What can Teacher's so to help with Social Development
Just from your actions
From the first day of a child's school career, teachers begin their influence on their students. Every morning in the way they greet them, to how they handle students' differences with other students. Many students may only get positive interactions when they are at school. At the same time this may be the first opportunity to see that a child needs help. A teacher has the same reactions for positive and negative behavior for all their students, builds a positive bridge for a student to have someone to turn to when in need. When a teacher that does not do this, could cause the child to become more distant now and into their future. Also at this age, it is important in teaching children how to interact with one another. By teaching this may be the only time the student learns this type of development. These same actions can be just as effective as the students continue their educational journey. They can see how teachers interact with other staff members that they work with. Seeing a teacher having positive interactions and handling differences in a positive manner, they can learn to do so with their interactions with peers and
A classroom strategy
Studies have shown that when incorporating social learning into the lesson not only do the students benefit but the teacher does also (Yuen, & Wong., 2022). With the early childhood students, you can have them split up in teams and compete together. Will they not only have fun but learn at the same time. To keep it friendly and a positive experience, you can have everyone win a prize with the winning team going first to pick. With your middle childhood and adolescence students, you can once again have students split up into teams and compete together during a learning activity will let them work together and have fun at the same time. Another way to include social development is to have assignments that can be done as a group. Having the teacher mixing up the groups time to time will allow students to work with others than their normal friend group. With older students, the group assignment could be a campus scavenger hunt.

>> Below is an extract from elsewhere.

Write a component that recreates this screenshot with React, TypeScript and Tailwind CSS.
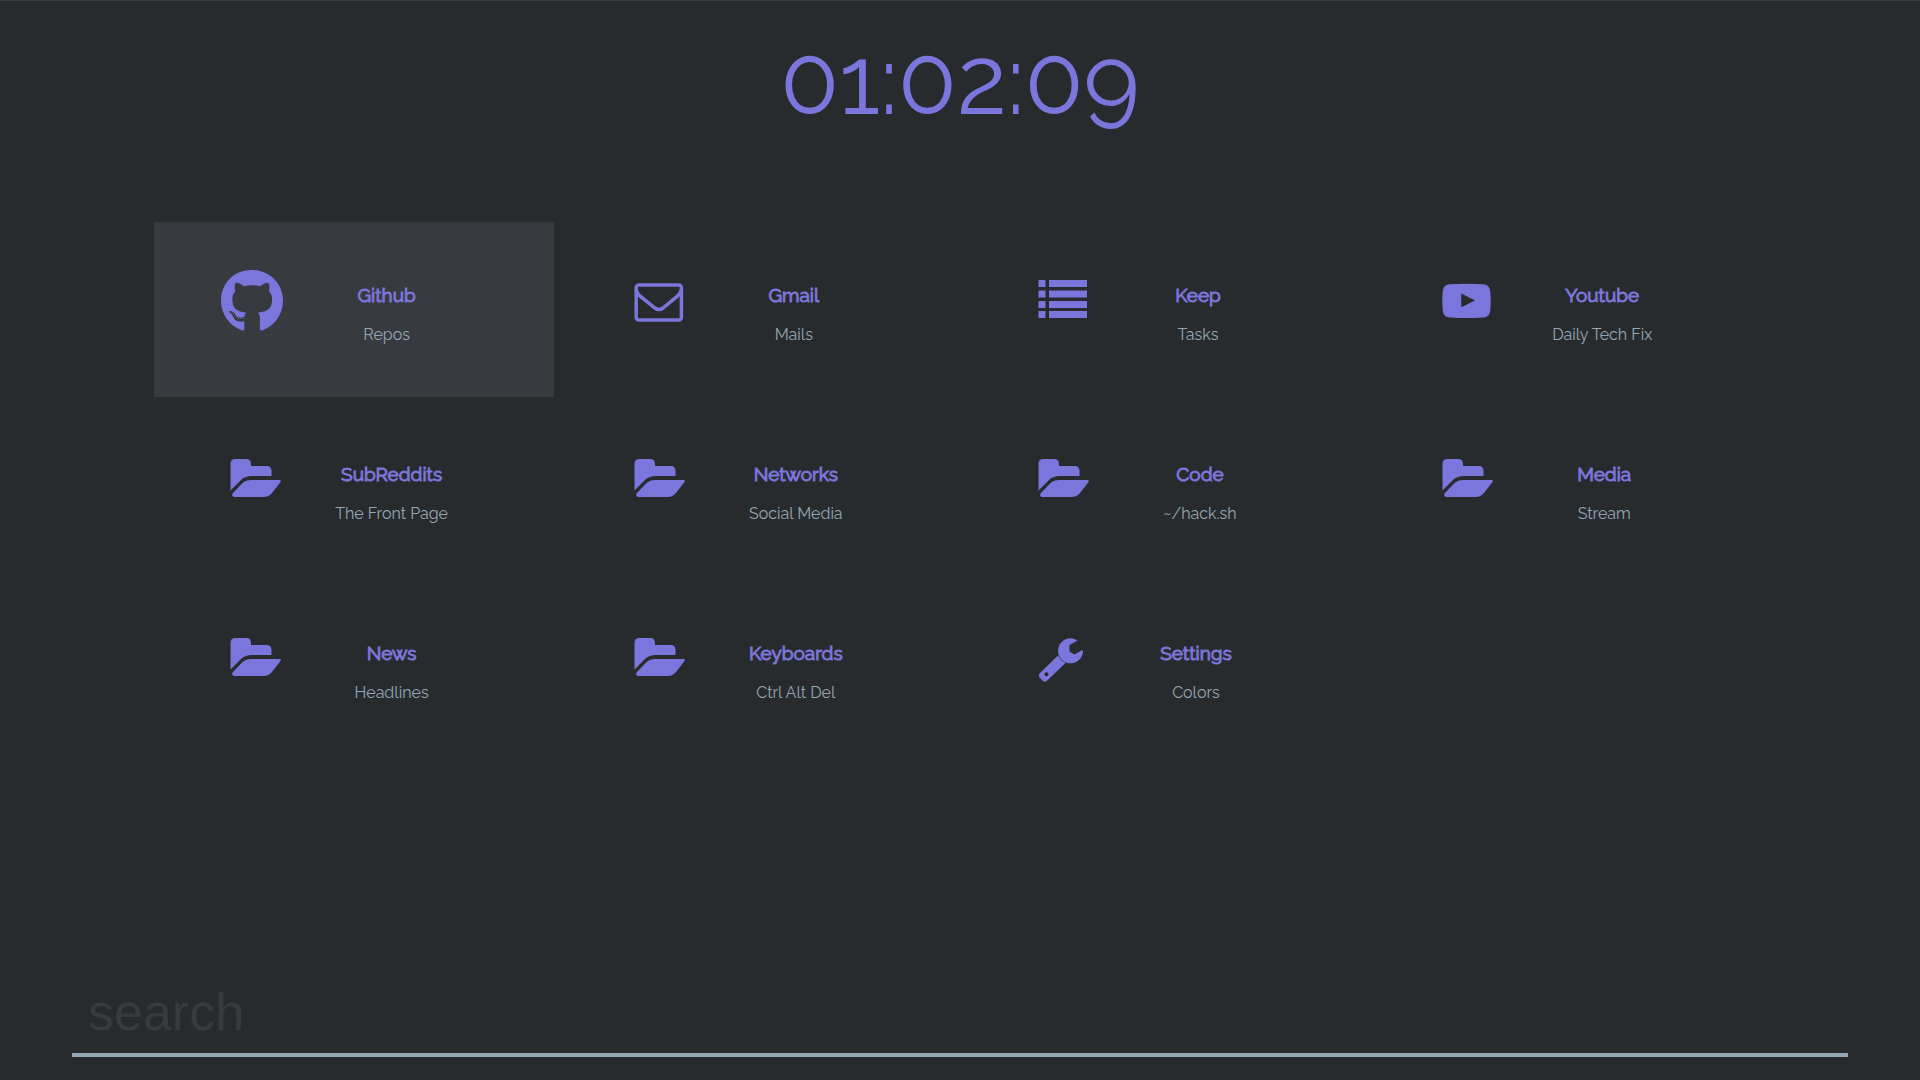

How can Parents teach social learning
Their daily interactions with their children
Parents are teaching their children just about every minute of every day. Children watch and listen to everything even when you think they are not listening. One way a parent can affect their child's social and emotional learning is by just telling them "You love them" all the time. Tell them this when on the phone, before leaving, even after you punish them. Another way is how you speak to you spouse or the other parent. Being positive in all interactions with the other parent in front of the children will show them how they are to treat others. Then when parents with their children, they will see how you interact with others. Seeing you saying thank you and hello to just simply holding a door for others. All these actions will rub off on them allowing them to grow up and have positive social interactions.
Interactions on Social Media
With the age of technology and social media, Parents have to watch how they interact with others on social media. Many parents have their older children on their pages that their children can see. They may read some of the comments you may post interacting with others. If they see you always saying negative things they may begin to do so also when interacting with their friends.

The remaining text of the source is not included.